Nederland gaat naar China, China komt naar IDFA
In de coulissen van het staatsbezoek van Willem-Alexander en Máxima aan Beijing is een coproductieverdrag voor films afgesloten tussen China en Nederland. Voor Nederlandse filmmakers opent dat een markt die lange tijd afgesloten was. Vice versa kunnen Chinezen zich bij ons profileren. Het nieuwe IDFA-hoofdsponsorschap van het Chinese BDDA is daar een voorschot op.
Coproductieverdragen waren er al met Frankrijk, Canada en Duitsland, maar die vallen in het niet vergeleken met de overeenkomst die nu gesloten is met China. De Chinese filmindustrie groeit als kool. Bloomberg Businessweek becijferde eind juli dat het slechts een kwestie van tijd is voordat ze Hollywood voorbij gestreefd is. Iedere dag komen er vijftien schermen bij, bovenop de 28.000 in 5660 bioscopen die er al zijn. In februari 2015 werd voor $650 miljoen aan kaartjes verkocht, tegenover $640 miljoen in de VS.

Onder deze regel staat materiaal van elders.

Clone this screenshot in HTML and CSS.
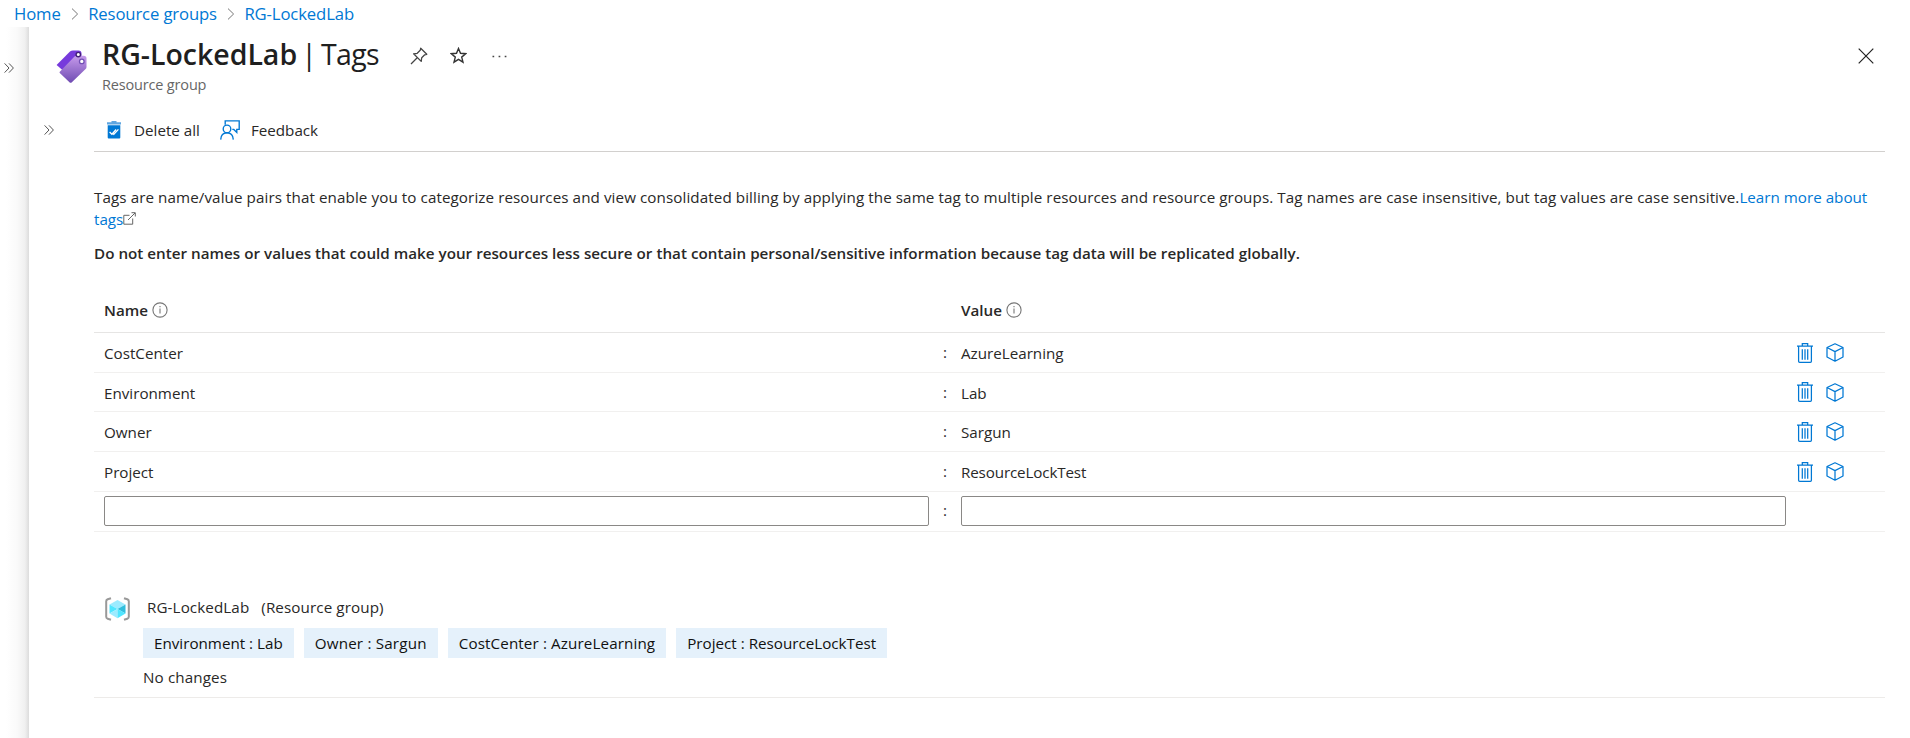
FILE: index.html
```html
<!DOCTYPE html>
<html lang="en">
<head>
<meta charset="utf-8">
<title>RG-LockedLab | Tags</title>
<link rel="stylesheet" href="styles.css">
</head>
<body>
<svg class="defs" width="0" height="0" aria-hidden="true">
  <defs>
    <linearGradient id="violet" x1="0" y1="0" x2="0" y2="1"><stop offset="0" stop-color="#c69aeb"/><stop offset="1" stop-color="#6f4bb2"/></linearGradient>
    <symbol id="chevrons" viewBox="0 0 10 10"><path d="M.6.4 5 5 .6 9.6M5 .4 9.4 5 5 9.6" fill="none" stroke="#555" stroke-width="1"/></symbol>
    <symbol id="next" viewBox="0 0 8 12"><path d="M1 .6 6.6 6 1 11.4" fill="none" stroke="#777" stroke-width="1"/></symbol>
    <symbol id="info" viewBox="0 0 16 16"><circle cx="8" cy="8" r="7.1" fill="none" stroke="#777" stroke-width="1.1"/><path d="M8 6.6v5M8 4v1.3" stroke="#777" stroke-width="1.1"/></symbol>
    <symbol id="trash" viewBox="0 0 16 20"><path d="M0 3.2h16M5.3 3V.7h5.4V3M1.6 3.2v15.1q0 1 1 1h10.8q1 0 1-1V3.2M5.3 6.2v10.5M8 6.2v10.5M10.7 6.2v10.5" fill="none" stroke="#0078d4" stroke-width="1.25"/></symbol>
    <symbol id="cube" viewBox="0 0 18 19"><path d="M9 .8 17 4.5V14L9 18.2 1 14V4.5ZM1 4.5 9 8.6l8-4.1M9 8.6v9.6" fill="none" stroke="#0078d4" stroke-width="1.25" stroke-linejoin="round"/></symbol>
  </defs>
</svg>
<nav class="breadcrumb">
  <a>Home</a><svg class="next"><use href="#next"/></svg><a>Resource groups</a><svg class="next"><use href="#next"/></svg><a>RG-LockedLab</a>
</nav>
<div class="shell">
  <aside class="rail"><svg class="chev"><use href="#chevrons"/></svg></aside>
  <main class="blade">
    <header class="head">
      <svg class="tag-icon" viewBox="0 0 31 33"><path d="M.6 15 14 1.6Q15.2.6 17 .6h5.5q3 0 3 3V10L7 20.5Z" fill="#773adc"/><path d="M3.8 21.8 18.5 6.6q.9-.9 2.4-.9h6.8q2.8 0 2.8 2.8v8.4q0 1.3-.9 2.2L15.6 32.4q-1 .9-1.9 0L3.8 22.9q-.6-.6 0-1.1Z" fill="url(#violet)"/><circle cx="22.3" cy="4.6" r="2.2" fill="#fff" stroke="#432078" stroke-width="1.4"/><circle cx="25.8" cy="11.4" r="2.3" fill="#fff" stroke="#7350b5" stroke-width="1.3"/></svg>
      <div class="titles">
        <h1><b>RG-LockedLab</b><span class="bar">|</span><span class="page">Tags</span></h1>
        <p>Resource group</p>
      </div>
      <svg class="pin" viewBox="0 0 18 18"><path d="M10.7 1.2 16.8 7.3 14.7 7.8 11.7 10.8 11.2 14.4 3.6 6.8 7.2 6.3 10.2 3.3ZM7.2 10.8 1 17" fill="none" stroke="#444" stroke-width="1.25" stroke-linejoin="round"/></svg>
      <svg class="star" viewBox="0 0 17 17"><path d="m8.5 1.5 2 4.8 5.2.4-4 3.4 1.3 5.1-4.5-2.8L4 15.2l1.3-5.1-4-3.4 5.2-.4Z" fill="none" stroke="#333" stroke-width="1.4"/></svg>
      <svg class="dots" viewBox="0 0 15 3"><path d="M.5 1.5h1.7M6.6 1.5h1.7M12.7 1.5h1.7" stroke="#444" stroke-width="1.6"/></svg>
      <svg class="close" viewBox="0 0 16 16"><path d="m.7.7 14.6 14.6M15.3.7.7 15.3" stroke="#222" stroke-width="1.2"/></svg>
    </header>
    <div class="body">
      <div class="menu"><svg class="chev"><use href="#chevrons"/></svg></div>
      <div class="content">
        <div class="toolbar">
          <svg class="delete" viewBox="0 0 14 18"><path d="M4.5 0h5v1.2H14v2.3H0V1.2h4.500Z" fill="#5ea5e0"/><path d="M.7 4.200h12.600v12.300q0 1-1 1H1.700q-1 0-1-1Z" fill="#0078d4"/><path d="m2.600 11 2.300 2.200 4.200-4.700M6 12.600l.8.8 4.600-5" fill="none" stroke="#fff" stroke-width="1.300"/></svg>
          <span>Delete all</span>
          <svg class="feedback" viewBox="0 0 20 20"><path d="M5.200 4.700V.8h14v8.600h-2.400v3l-3-3h-1.500M.7 19.600q.4-6.900 6.300-6.900t6.300 6.900" fill="none" stroke="#0078d4" stroke-width="1.350"/><circle cx="7" cy="8.900" r="3.800" fill="none" stroke="#0078d4" stroke-width="1.350"/></svg>
          <span>Feedback</span>
        </div>
        <p class="intro"><span class="lead">Tags are name/value pairs that enable you to categorize resources and view consolidated billing by applying the same tag to multiple resources and resource groups. Tag names are case insensitive, but tag values are case sensitive.</span><a>Learn more about<br>tags</a><svg class="external" viewBox="0 0 13 13"><path d="M6.500 3.300H.8v8.900h8.900V6.500M5 8l7-7M8.500.7h3.800v3.800" fill="none" stroke="#666" stroke-width="1"/></svg></p>
        <p class="warning">Do not enter names or values that could make your resources less secure or that contain personal/sensitive information because tag data will be replicated globally.</p>
        <section class="table">
          <div class="row columns"><span class="name">Name<svg class="info"><use href="#info"/></svg></span><i></i><span class="value">Value<svg class="info"><use href="#info"/></svg></span></div>
          <div class="row"><span class="name">CostCenter</span><i>:</i><span class="value">AzureLearning</span><svg class="trash"><use href="#trash"/></svg><svg class="cube"><use href="#cube"/></svg></div>
          <div class="row short"><span class="name">Environment</span><i>:</i><span class="value">Lab</span><svg class="trash"><use href="#trash"/></svg><svg class="cube"><use href="#cube"/></svg></div>
          <div class="row"><span class="name">Owner</span><i>:</i><span class="value">Sargun</span><svg class="trash"><use href="#trash"/></svg><svg class="cube"><use href="#cube"/></svg></div>
          <div class="row"><span class="name">Project</span><i>:</i><span class="value tight">ResourceLockTest</span><svg class="trash"><use href="#trash"/></svg><svg class="cube"><use href="#cube"/></svg></div>
          <div class="row entry"><input class="name" aria-label="Name"><i>:</i><input class="value" aria-label="Value"></div>
        </section>
        <section class="resource">
          <svg class="group" viewBox="0 0 25 24"><path d="M6 1.200 2.700 2.300Q1.200 2.800 1.200 4.300v15.400q0 1.500 1.500 2L6 22.800M19 1.200l3.300 1.100q1.500.5 1.500 2v15.400q0 1.500-1.500 2L19 22.800" fill="none" stroke="#999" stroke-width="2"/><path d="m12.500 3 8 4.600L12.500 12 4.500 7.600Z" fill="#9cebff"/><path d="M4.500 7.600 12.500 12 4.500 16.500Z" fill="#50e6ff"/><path d="m4.500 16.500 8-4.500v9.200Z" fill="#9cebff"/><path d="m20.500 7.600-8 4.400 8 4.500Z" fill="#32bedd"/><path d="m20.500 16.500-8-4.500v9.200Z" fill="#50e6ff"/></svg>
          <div class="detail">
            <div class="caption"><span>RG-LockedLab</span><span>(Resource group)</span></div>
            <div class="chips"><span>Environment : Lab</span><span class="wide">Owner : Sargun</span><span class="mid">CostCenter : AzureLearning</span><span>Project : ResourceLockTest</span></div>
            <p>No changes</p>
          </div>
        </section>
      </div>
    </div>
  </main>
</div>
</body>
</html>
```
FILE: styles.css
```css
* { box-sizing: border-box; }
body { margin: 0; height: 738px; overflow: hidden; background: #fff; color: #292827; font: 15.2px/22px "Open Sans", "Noto Sans", sans-serif; }
p, h1 { margin: 0; }
svg { display: block; flex: none; }
a { color: #0078d4; }
.defs { position: absolute; }
.breadcrumb { display: flex; align-items: center; height: 27px; padding-left: 14px; font-size: 16.7px; letter-spacing: -0.13px; }
.next { width: 8px; height: 12px; margin: 0 9.5px 0 10px; }
.shell { display: flex; height: 711px; }
.rail { width: 29px; padding: 36px 0 0 4px; background: linear-gradient(to right, #fff 6px, #fafafa 17px, #f0f0f0 25px, #dcdcdc 29px); }
.chev { width: 10px; height: 10px; }
.blade { flex: 1; min-width: 0; background: #fff; }
.head { display: flex; height: 83px; padding: 0 36px 0 27px; }
.tag-icon { width: 31px; height: 33px; margin-top: 23px; }
.titles { margin-left: 15px; width: 277px; padding-top: 7px; }
.titles h1 { display: flex; font-size: 28.5px; line-height: 40px; font-weight: 400; color: #1f1f1f; white-space: nowrap; }
.titles b { width: 195px; font-weight: 600; letter-spacing: -0.02px; }
.titles .bar { width: 24px; text-align: center; }
.titles .page { letter-spacing: -0.7px; }
.titles p { font-size: 14.5px; line-height: 22px; letter-spacing: -0.17px; color: #666; }
.pin { width: 18px; height: 18px; margin: 20px 0 0 31px; }
.star { width: 17px; height: 17px; margin: 20px 0 0 22px; }
.dots { width: 15px; height: 3px; margin: 28px 0 0 25px; }
.close { width: 16px; height: 16px; margin: 21px 0 0 auto; }
.body { display: flex; }
.menu { width: 65px; padding: 15px 0 0 15px; }
.content { width: 1791px; }
.toolbar { display: flex; align-items: center; height: 42px; padding: 0 0 2px 13px; border-bottom: 1px solid #d2d0ce; }
.delete { width: 14px; height: 18px; margin-right: 13px; }
.feedback { width: 20px; height: 20px; margin: 0 11px 0 20px; }
.intro { margin-top: 34px; height: 45px; line-height: 22.4px; white-space: nowrap; }
.lead { letter-spacing: 0.084px; }
.external { display: inline-block; width: 13px; height: 13px; }
.warning { margin-top: 11px; font-weight: 600; letter-spacing: 0.016px; white-space: nowrap; }
.table { margin-top: 25px; }
.row { display: flex; align-items: center; height: 40px; padding-left: 10px; border-bottom: 1px solid #f1f0ef; }
.row.short { height: 39px; }
.row.short span { padding-top: 1px; }
.row i { width: 32px; text-align: center; font-style: normal; padding-bottom: 1px; }
.name, .value { width: 825px; }
.tight { letter-spacing: -0.14px; }
.columns { height: 44px; padding-bottom: 2px; border-color: #e6e5e4; font-weight: 600; }
.columns .name, .columns .value { display: flex; align-items: center; }
.info { width: 16px; height: 16px; margin-left: 4px; }
.trash { width: 16px; height: 20px; margin-left: 11px; }
.cube { width: 18px; height: 19px; margin-left: 13px; }
input { height: 30px; border: 1px solid #8a8886; border-radius: 2px; background: #fff; padding: 0; }
.entry { padding-bottom: 2px; }
.resource { display: flex; margin-top: 55px; height: 111px; padding: 9px 0 0 11px; border-bottom: 1px solid #edebe9; }
.group { width: 25px; height: 24px; margin-top: 1px; }
.detail { margin-left: 13px; }
.caption { display: flex; gap: 12px; padding-left: 4px; letter-spacing: 0.1px; }
.chips { display: flex; gap: 10px; margin-top: 10px; }
.chips span { padding: 0 11px; background: #e5f1fb; line-height: 30px; color: #111; }
.chips .wide { letter-spacing: 0.19px; }
.chips .mid { letter-spacing: 0.12px; }
.detail p { margin-top: 8px; letter-spacing: 0.12px; }
```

Dat biedt grote kansen voor buitenlandse — en dus ook Nederlandse — filmmakers. Voor hen geldt echter een quotum: slechts 34 buitenlandse films worden ieder jaar toegelaten op de Chinese markt. Maar het coproductieverdrag biedt uitkomst. Films die binnen de kaders van het verdrag vallen, worden in zowel Nederland als China aangemerkt als nationale films en komen in aanmerking voor steunmaatregelen in beide landen. Voorwaarde is dat elke coproducent minimaal 10 en maximaal 90 procent van de financiering van de productiekosten inbrengt.
Op de website van het Nederlands Filmfonds stelt directeur Doreen Boonekamp dat het verdrag nieuwe kansen biedt ‘voor samenwerking en culturele uitwisseling tussen de Nederlandse en Chinese filmindustrie. Met name op het gebied van documentaire, animatie en kinderfilms, terreinen waarop Nederland zich onderscheidt, hebben onze Chinese partners hun interesse uitgesproken.’
Die interesse heeft zich meteen vertaald in actie. BDDA, een verbond van ruim twintig Chinese documentairemakers en -producenten, nam deze zomer contact op met IDFA om zich aan te bieden als hoofdsponsor van het documentairefestival. ‘Wij wisten toen niet dat het verdrag in de maak was, maar de Chinese filmmakers waarschijnlijk wel’, vertelt Cees van ’t Hullenaar, zakelijk directeur van IDFA. ‘Zij willen zich hier laten zien, relaties aangaan met westerse makers, en coproducenten ontmoeten — wellicht ook Nederlandse.’
Het contact met BDDA werd gelegd via een filmmaker die het IDFA al jaren kent. BDDA is een jonge organisatie en bestaat pas enkele maanden. ‘Uiteraard hebben we ons licht her en der opgestoken’, stelt Van ’t Hullenaar. ‘BDDA vertegenwoordigt meerdere makers met wie wij eerder hebben samengewerkt. De producent van The Chinese Mayor, de winnaar van de Special Jury Award — Unparallelled Access op Sundance, hebben wij al in een pril stadium gesteund met ons IDFA productiefonds.’
Voor inmenging van Chinese autoriteiten, waarvan bekend is dat ze censuur pleegt, is de zakelijk directeur van IDFA niet bang. ‘BDDA heeft geen invloed op onze programmering, net zomin als de Volkskrant of VPRO dat hebben. Dat is allemaal contractueel vastgelegd. Onze belangrijkste reden om de samenwerking aan te gaan, is dat we Chinese filmmakers de kans willen geven hun vleugels uit te slaan en contact te maken met de rest van de wereld. Tijdens het festival komen twintig makers van BDDA naar Amsterdam, waar ze zijn uitgenodigd voor industry events en een speciaal diner.’
Amnesty International, dat bewindslieden heeft opgeroepen om tijdens het staatsbezoek aan China vooral ook de mensenrechten aan de orde te stellen, ziet in principe ook geen bezwaren tegen het sponsorschap door BDDA. ‘Wel is het belangrijk dat de betrokkenheid van dit soort partijen transparant wordt gepresenteerd’, stelt woordvoerder Emile Affolter. ‘Wij kennen BDDA niet en er is nergens informatie over de organisatie te vinden. De doorkliklink op de IDFA-website werkt ook niet. Het festival zou op de site meer informatie moeten geven.’